Former Caledonia Central Superintendent Mark Tucker warned the community not to make assumptions about cost. Tucker said, “I have seen this movie before.” When pro-school choice parents say it has to be cheaper to tuition out, he said, it’s because they don’t understand school finance.
Tucker highlighted a significant mismatch in the numbers. Act 73’s foundation formula proposes allocating just over $15,000 per student, while tuition at area independent schools is around $25,000. How that gap would be resolved remains unclear.
Five Ways Act 73 Could Affect Your Family
Act 73’s impacts could reach beyond school board meetings into daily life across the Northeast Kingdom—but how and when remains unclear. The law creates potential changes on multiple fronts, though much depends on decisions that haven’t been made yet.
School stability: Small schools that can’t meet class size minimums face pressure to consolidate, close or seek waivers. Whether your child’s school remains open may depend on definitions and decisions that haven’t been made yet.
Local control: If regional districts form as planned, your town will lose its school board. Decisions about curriculum, budgets and operations would shift to a regional board serving thousands of students across multiple towns.
School choice: If you live in a school choice town, your options may change depending on future legislation and how the new regional districts handle choice. The current system remains in place for now, but its future is uncertain.
Tax impact: Whether Act 73 raises or lowers your property taxes depends on variables that won’t be known until the redistricting maps are finalized and the funding formula is detailed.
Transportation: Larger consolidated districts could mean longer bus rides for some students, particularly in rural areas. How regional districts handle transportation logistics remains to be seen.
What Happens Next
The redistricting task force meets twice monthly through November at the Waterbury State Office Complex, from 9:30 a.m. to 3:30 p.m. The task force is also holding regional public hearings, including one Friday, Oct. 10, from 4:30 to 6:30 p.m. at Oxbow High School in Bradford. The meetings are open to the public, and residents can submit comments via email to ADM.Redistricting@vermont.gov. Meeting schedules, agendas and recordings are available through the Agency of Administration website.
The community will have more opportunities to voice opinions in the weeks ahead. The school board announced it will hold three informational meetings leading up to the vote on Oct. 22, Nov. 4 and Dec. 3. Cargill said the meetings will focus on the closure question itself, not Act 73. “We’ll concentrate on just the question about closing the school,” he said, though disentangling the two issues may prove difficult given how intertwined they’ve become in community discussions.
The Dec. 1 report will be the first clear picture of what consolidation could actually look like.

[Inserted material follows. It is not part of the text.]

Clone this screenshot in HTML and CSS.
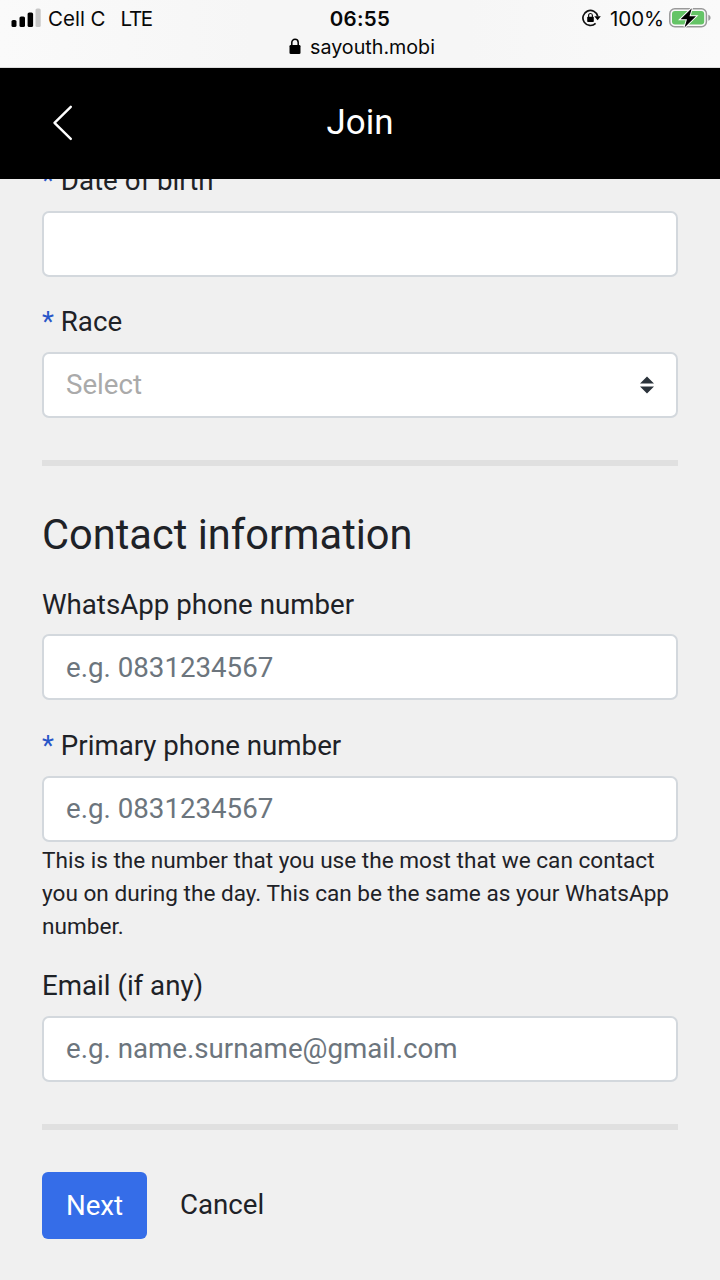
FILE: index.html
```html
<!DOCTYPE html>
<html lang="en">
<head>
<meta charset="utf-8">
<title>Join</title>
<link rel="stylesheet" href="styles.css">
</head>
<body>
<div class="screen">
  <header class="browser">
    <div class="status">
      <div class="status-left">
        <svg class="signal" width="30" height="20" viewBox="0 0 30 20"><rect x="0.500" y="12" width="5" height="7" rx="1.600"/><rect x="8.500" y="8.500" width="5.500" height="10.500" rx="1.600"/><rect x="16.600" y="4.500" width="5.500" height="14.500" rx="1.600"/><rect x="24.500" y="0.500" width="5.200" height="18.500" rx="1.600" fill="#c7c7c7"/></svg>
        <span class="carrier">Cell C</span><span class="network">LTE</span>
      </div>
      <div class="time">06:55</div>
      <div class="status-right">
        <svg class="rotation" width="19" height="18" viewBox="0 0 19 18"><path d="M13.600 14.400A7.500 7.500 0 1 1 15.700 7.200" fill="none" stroke="#111" stroke-width="1.700"/><path d="M12.300 7.200h6.500l-3.200 4z"/><rect x="5.200" y="7.800" width="6.600" height="5.200" rx=".7"/><path d="M6.600 8V6.400a1.900 1.900 0 0 1 3.800 0V8" fill="none" stroke="#111" stroke-width="1.200"/></svg>
        <span class="percent">100%</span>
        <svg class="battery" width="43" height="22" viewBox="0 0 43 22"><rect x=".8" y="1.800" width="36.600" height="18" rx="5" fill="#fafafa" stroke="#999" stroke-width="1.500"/><rect x="3" y="4" width="32.200" height="13.600" rx="3" fill="#65c466"/><path d="M39.300 7.800c3 1 3 5 0 6z" fill="#999"/><path d="M22.800 1.200 11.500 12.200h6.500l-2.500 8.200L27 9.200h-6.500z" fill="#000" stroke="#fff" stroke-width="2" paint-order="stroke"/></svg>
      </div>
    </div>
    <div class="address">
      <svg width="12" height="17" viewBox="0 0 12 17"><rect x=".5" y="7" width="11" height="9" rx="1.300"/><path d="M2.800 7.500V4.500a3.200 3.200 0 0 1 6.400 0v3" fill="none" stroke="#000" stroke-width="1.500"/></svg>
      <span>sayouth.mobi</span>
    </div>
  </header>
  <nav class="nav">
    <svg class="back" width="22" height="38" viewBox="0 0 22 38"><path d="M18.800 2.800 2.500 18.900l16.300 16" fill="none" stroke="#fff" stroke-width="2.400" stroke-linecap="round" stroke-linejoin="round"/></svg>
    <h1 class="title">Join</h1>
  </nav>
  <main class="content">
    <form class="form">
      <div class="field"><label class="label"><span class="star">*</span> Date of birth</label><div class="input"></div></div>
      <div class="field"><label class="label"><span class="star">*</span> Race</label><div class="input select"><span>Select</span><svg width="14" height="18" viewBox="0 0 14 18"><path d="M0 7.500 7 .5l7 7zM0 10.500l7 7 7-7z" fill="#2b333b"/></svg></div></div>
      <div class="rule"></div>
      <h2 class="heading">Contact information</h2>
      <div class="field"><label class="label">WhatsApp phone number</label><div class="input">e.g. 0831234567</div></div>
      <div class="field"><label class="label"><span class="star">*</span> Primary phone number</label><div class="input">e.g. 0831234567</div>
        <p class="help">This is the number that you use the most that we can contact<br>you on during the day. This can be the same as your WhatsApp<br>number.</p></div>
      <div class="field"><label class="label">Email (if any)</label><div class="input">e.g. name.surname@gmail.com</div></div>
      <div class="rule"></div>
      <div class="actions"><span class="next">Next</span><span class="cancel">Cancel</span></div>
    </form>
  </main>
</div>
</body>
</html>
```
FILE: styles.css
```css
* { box-sizing: border-box; }
body { margin: 0; font-family: Roboto, sans-serif; color: #1e2227; }
h1, h2, p { margin: 0; font-weight: 400; }
svg { display: block; flex: none; }
.screen { width: 720px; height: 1280px; display: flex; flex-direction: column; background: #f0f0f0; overflow: hidden; }
.browser { height: 68px; flex: none; background: linear-gradient(90deg, #fafafa, #f6f6f6 35%, #f6f6f6 65%, #fafafa); border-bottom: 1px solid #ddd; font-family: Inter, sans-serif; color: #080808; }
.status { display: grid; grid-template-columns: 1fr auto 1fr; height: 36px; align-items: center; font-size: 20.5px; }
.status-left, .status-right { display: flex; align-items: center; }
.status-left { padding-left: 11px; }
.signal { margin-top: -1px; }
.carrier { margin-left: 7px; }
.network { margin-left: 15px; letter-spacing: -1.300px; }
.time { font-weight: 600; letter-spacing: .3px; }
.status-right { justify-content: flex-end; padding-right: 9px; }
.percent { margin: 0 5px 0 9px; letter-spacing: -.1px; }
.battery { margin-right: -1px; }
.address { display: flex; justify-content: center; align-items: center; gap: 9px; height: 21px; font-size: 19.700px; padding-left: 4px; }
.nav { height: 110.500px; flex: none; background: #000; display: grid; grid-template-columns: 1fr auto 1fr; align-items: center; color: #fff; }
.back { margin-left: 52px; }
.title { font-size: 34.900px; line-height: 42px; }
.content { flex: 1; min-height: 0; overflow: hidden; padding: 0 42px; }
.form { margin-top: -19.600px; }
.field { margin-bottom: 23.400px; }
.label { display: block; height: 42px; line-height: 44px; margin-bottom: 9.800px; font-size: 27.700px; white-space: pre; }
.star { color: #2856c8; }
.input { height: 66px; border: 2px solid #d3d8dd; border-radius: 7px; background: #fff; padding: 0 22px; display: flex; align-items: center; font-size: 27.700px; color: #6c757d; }
.select { justify-content: space-between; color: #aaa; }
.rule { height: 6.500px; margin-top: 42px; background: #e0e0e0; }
.heading { font-size: 41.600px; line-height: 50px; margin: 43.400px 0 22.800px; }
.help { font-size: 22.600px; line-height: 33px; margin: 2.500px 0 -2.500px; color: #1e2227; white-space: nowrap; }
.actions { display: flex; align-items: center; margin-top: 42px; font-size: 27.700px; }
.next { width: 105px; height: 66.500px; line-height: 67px; text-align: center; color: #fff; background: #356de8; border-radius: 6px; }
.cancel { margin: -2px 0 0 33px; }
```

Until then, much of the debate around Act 73 is based on speculation.
At Tuesday’s meeting, Kay Freedy, a member of the Danville School Board, worried the community was being pushed to make consequential decisions “without real information.”
“All of the information right now is no one knows what will actually happen,” she said. “They don’t have answers yet.”

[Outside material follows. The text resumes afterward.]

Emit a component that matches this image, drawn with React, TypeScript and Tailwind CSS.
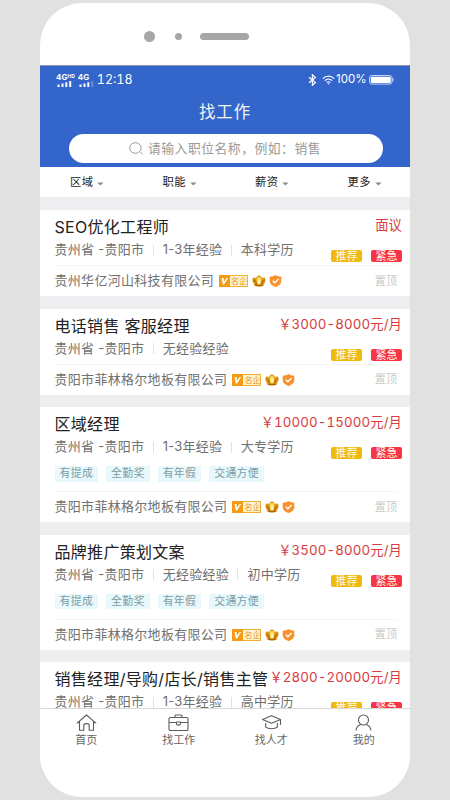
import clsx from "clsx";

interface Job {
  title: string;
  salary: string;
  meta: string[];
  tags?: string[];
  company?: string;
}

const perks = ["有提成", "全勤奖", "有年假", "交通方便"];

const jobs: Job[] = [
  {
    title: "SEO优化工程师",
    salary: "面议",
    meta: ["1-3年经验", "本科学历"],
    company: "贵州华亿河山科技有限公司",
  },
  {
    title: "电话销售 客服经理",
    salary: "￥3000-8000元/月",
    meta: ["无经验经验"],
    company: "贵阳市菲林格尔地板有限公司",
  },
  {
    title: "区域经理",
    salary: "￥10000-15000元/月",
    meta: ["1-3年经验", "大专学历"],
    tags: perks,
    company: "贵阳市菲林格尔地板有限公司",
  },
  {
    title: "品牌推广策划文案",
    salary: "￥3500-8000元/月",
    meta: ["无经验经验", "初中学历"],
    tags: perks,
    company: "贵阳市菲林格尔地板有限公司",
  },
  {
    title: "销售经理/导购/店长/销售主管",
    salary: "￥2800-20000元/月",
    meta: ["1-3年经验", "高中学历"],
  },
];

function Signal({ hd }: { hd?: boolean }) {
  return (
    <div className="flex flex-col">
      <div className="flex h-[7px] items-start text-[8px] leading-[7px] font-bold">
        4G{hd && <span className="text-[5px] leading-[5px]">HD</span>}
      </div>
      <svg width="17" height="6" viewBox="0 0 17 6" fill="#fff">
        <rect x="1.5" y="3.5" width="2" height="2.5" />
        <rect x="5.5" y="2.5" width="2" height="3.5" />
        <rect x="9.3" y="1.3" width="2" height="4.7" />
        <rect x="13.2" y="0" width="2" height="6" opacity={hd ? 1 : 0.25} />
      </svg>
    </div>
  );
}

function StatusBar() {
  return (
    <div className="flex h-[28px] items-center pr-[16px] pl-[16px] text-white">
      <Signal hd />
      <div className="ml-[3px]">
        <Signal />
      </div>
      <span className="ml-[2px] text-[12.5px] tabular-nums">12:18</span>
      <svg className="ml-auto" width="9" height="12" viewBox="0 0 9 12" fill="none" stroke="#fff" strokeWidth="1.2">
        <path d="M1 3.3 7.4 8.6 4.4 11.2V.8l3 2.6L1 8.7" />
      </svg>
      <svg className="ml-[5px]" width="13" height="10" viewBox="0 0 13 10" fill="none" stroke="#fff" strokeWidth="1.2">
        <path d="M.8 3.6C4 .4 9 .4 12.2 3.6M2.8 5.6c2.1-2 5.3-2 7.4 0M4.7 7.5c1-1 2.6-1 3.6 0" />
        <circle cx="6.5" cy="8.8" r=".7" fill="#fff" stroke="none" />
      </svg>
      <span className="ml-[1px] w-[32px] text-[11.5px]">100%</span>
      <svg className="ml-[1px]" width="25" height="10" viewBox="0 0 25 10">
        <rect x=".5" y=".5" width="22.5" height="8.6" rx="2.2" fill="none" stroke="#c5d4f0" />
        <rect x="1.8" y="1.7" width="20" height="6.2" rx="1" fill="#fff" />
        <path d="M23.6 3.2c1.4.4 1.4 2.8 0 3.2z" fill="#fff" />
      </svg>
    </div>
  );
}

function Header() {
  return (
    <div className="h-[102px] border-t border-[#8f949f] bg-[#3365cb]">
      <StatusBar />
      <h1 className="h-[36px] text-center text-[16.5px] leading-[36px] tracking-[0.8px] text-[#f0f6f4]">找工作</h1>
      <div className="mt-[4px] mr-[27px] ml-[29px] flex h-[29px] items-center justify-center rounded-full bg-white pr-[2px]">
        <svg width="14" height="13" viewBox="0 0 14 13" fill="none" stroke="#999" strokeWidth="1">
          <ellipse cx="6.4" cy="6" rx="5.7" ry="5.3" />
          <path d="m11.2 10.2 2.2 1.9" />
        </svg>
        <span className="ml-[5px] text-[12.8px] tracking-[0.52px] text-[#9a9a9a]">请输入职位名称，例如：销售</span>
      </div>
    </div>
  );
}

function Filters() {
  return (
    <div className="grid h-[30px] shrink-0 grid-cols-4 bg-white">
      {["区域", "职能", "薪资", "更多"].map((name) => (
        <div key={name} className="flex items-center justify-center pl-[2px] text-[11.3px] tracking-[0.4px] text-[#222]">
          {name}
          <svg className="mt-[3px] ml-[4px]" width="7" height="4" viewBox="0 0 7 4">
            <path d="M.3.4h6.2L3.4 3.400z" fill="#8b8b8b" />
          </svg>
        </div>
      ))}
    </div>
  );
}

function CompanyBadges() {
  return (
    <>
      <span className="ml-[5px] flex h-[12px] w-[29px] shrink-0 border border-[#efad3a] bg-[#fdf1d0]">
        <svg className="-m-px shrink-0 bg-[#f59a13]" width="11" height="12" viewBox="0 0 11 12">
          <path d="M2.6 3h2l.3 3.7L7.6 3h1.6L5 9.5H3.8z" fill="#fff" />
        </svg>
        <span className="ml-[2px] text-[8px] leading-[10px] tracking-normal text-[#e79a1e]">名企</span>
      </span>
      <svg className="ml-[4px]" width="14" height="12" viewBox="0 0 14 12">
        <path d="M2.5 10.8C2 8.2 0 7 .5 4.2 1.2 2 2.9 2.4 4 3.4 4.4 1.7 5.5.8 7 .5c1.5.3 2.6 1.2 3 2.9 1.1-1 2.8-1.4 3.5.8.5 2.8-1.5 4-2 6.6-2.6 1-6.4 1-9 0z" fill="#dd9510" />
        <path d="M1.6 5.4c1.5 0 2.4 1.2 2.8 3.8M12.4 5.4c-1.5 0-2.4 1.2-2.8 3.8" fill="none" stroke="#8d4f0a" strokeWidth=".8" />
        <path d="M4.6 4.5C5 3.1 5.8 2.2 7 1.8c1.2.4 2 1.3 2.4 2.7L8.6 9H5.4z" fill="#ffdc55" />
        <path d="M7 3.4 8.5 7 7 9.4 5.5 7z" fill="#fff1bd" />
        <path d="M3 10.2c2.5.8 5.5.8 8 0" fill="none" stroke="#9a5709" strokeWidth=".9" />
      </svg>
      <svg className="ml-[3px]" width="13" height="12" viewBox="0 0 13 12">
        <path d="M6.5 0c1.6 1.1 3.5 1.6 5.8 1.8v4.1c0 3-2.5 5-5.8 6.1C3.2 10.9.7 8.9.7 5.9V1.8C3 1.6 4.9 1.1 6.5 0z" fill="#f7922d" />
        <path d="m3.7 5.7 2.2 2.1 3.7-3.7" fill="none" stroke="#fff" strokeWidth="1.4" />
      </svg>
    </>
  );
}

function Label({ text, urgent }: { text: string; urgent?: boolean }) {
  return (
    <span
      className={clsx(
        "h-[12px] w-[31px] rounded-[2px] text-center text-[11px] leading-[12px] text-[#fffbe9]",
        urgent ? "bg-[#f73645]" : "bg-[#f0b911]"
      )}
    >
      {text}
    </span>
  );
}

function JobCard({ job }: { job: Job }) {
  return (
    <div className="mb-[12.5px] shrink-0 bg-white pt-[5px] pr-[8px] pl-[14.5px] whitespace-nowrap">
      <div className="flex h-[24px] justify-between">
        <h2 className="text-[16px] leading-[24px] tracking-[0.3px] text-[#222]">{job.title}</h2>
        <span className="-ml-[8px] text-[13.3px] leading-[20px] tracking-[0.12px] text-[#d83b40] tabular-nums">{job.salary}</span>
      </div>
      <div className="mt-px flex h-[25px] items-start">
        <div className="flex h-[20px] items-center text-[13px] tracking-[0.25px] text-[#707070]">
          贵州省 -贵阳市
          {job.meta.map((item) => (
            <span key={item} className="ml-[8.5px] flex items-center">
              <i className="mr-[9px] h-[11px] w-px bg-[#e2e2e2]" />
              {item}
            </span>
          ))}
        </div>
        <div className="mt-[10px] ml-auto flex gap-[9px]">
          <Label text="推荐" />
          <Label text="紧急" urgent />
        </div>
      </div>
      {job.tags && (
        <div className="flex h-[29px] gap-[8px] pt-[4px]">
          {job.tags.map((tag) => (
            <span key={tag} className="h-[15.5px] bg-[#e8f9fd] px-[5px] text-[10.9px] leading-[15.5px] tracking-[0.3px] text-[#7f9ba1]">
              {tag}
            </span>
          ))}
        </div>
      )}
      {job.company && (
        <div className="mr-[5px] flex h-[31px] items-center border-t border-[#f5f5f5] text-[13px] tracking-[0.3px] text-[#707070]">
          <span>{job.company}</span>
          <CompanyBadges />
          <span className="ml-auto text-[11px] tracking-[0.1px] text-[#c9c9c9]">置顶</span>
        </div>
      )}
    </div>
  );
}

const tabs = [
  {
    name: "首页",
    icon: <path d="M.8 9.3 10.5 1l9.7 8.3M3.5 7.5v8.7h4.300v-4.700c0-2.500 5.400-2.500 5.400 0v4.700h4.300V7.500" />,
  },
  {
    name: "找工作",
    icon: (
      <>
        <rect x="1" y="3.5" width="19" height="13" rx="1.3" />
        <path d="M7 3.5V1.8c0-.5.3-.8.8-.8h5.4c.5 0 .8.3.8.8v1.7M1 8.5h7.5M12.5 8.5H20M8.5 8v1.5c0 2.2 4 2.2 4 0V8z" />
      </>
    ),
  },
  {
    name: "找人才",
    icon: <path d="M1.5 5.5 10.5 1.8l9 3.7-9 3.7zM4.7 9v4.2c2.5 2.1 9.1 2.1 11.6 0V9M19.5 5.5v5.6" />,
  },
  {
    name: "我的",
    icon: (
      <>
        <circle cx="10.5" cy="6" r="5" />
        <path d="M3 16.5c.3-3 2-5 4.8-6M18 16.5c-.3-3-2-5-4.8-6" />
      </>
    ),
  },
];

function TabBar() {
  return (
    <div className="grid h-[89px] shrink-0 grid-cols-4 border-t border-[#d8d8d8] bg-white">
      {tabs.map((tab) => (
        <div key={tab.name} className="flex flex-col items-center pt-[5px] text-[11px] leading-[17px] text-[#666]">
          <svg width="21" height="18" viewBox="0 0 21 18" fill="none" stroke="#5c5c5c" strokeWidth="1.1" strokeLinejoin="round">
            {tab.icon}
          </svg>
          {tab.name}
        </div>
      ))}
    </div>
  );
}

export default function App() {
  return (
    <div className="flex h-screen w-full justify-center overflow-hidden bg-[#e1e1e1] pt-[3px] font-['Inter','Noto_Sans_CJK_SC',sans-serif]">
      <div className="flex h-[794px] w-[370px] flex-col overflow-hidden rounded-[42px] bg-white">
        {/* speaker and camera */}
        <div className="flex h-[62px] shrink-0 items-center pt-[5px] pl-[104px]">
          <i className="h-[11px] w-[11px] rounded-full bg-[#a6a6a6]" />
          <i className="ml-[20px] h-[7px] w-[7px] rounded-full bg-[#a6a6a6]" />
          <i className="ml-[18px] h-[7px] w-[49px] rounded-full bg-[#a6a6a6]" />
        </div>
        <Header />
        <Filters />
        <div className="flex min-h-0 flex-1 flex-col overflow-hidden bg-[#eeedf0] pt-[13px]">
          {jobs.map((job) => (
            <JobCard key={job.title} job={job} />
          ))}
        </div>
        <TabBar />
      </div>
    </div>
  );
}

That uncertainty extends across the Northeast Kingdom. Small communities are trying to plan for a future that hasn’t been defined. They are weighing local control against state mandates, balancing school quality against property taxes, and making decisions based on incomplete information.
For now, the clearest advice for Northeast Kingdom residents is this: Pay attention to the redistricting task force process. Attend public hearings or watch recordings. Watch for the Dec. 1 report. Ask questions about how proposed maps would affect your community. And understand that the final shape of Vermont’s education system remains very much in flux.
The maps may answer some questions. But plenty of others—about funding, choice, local control and what makes a school viable—will likely be debated well beyond December.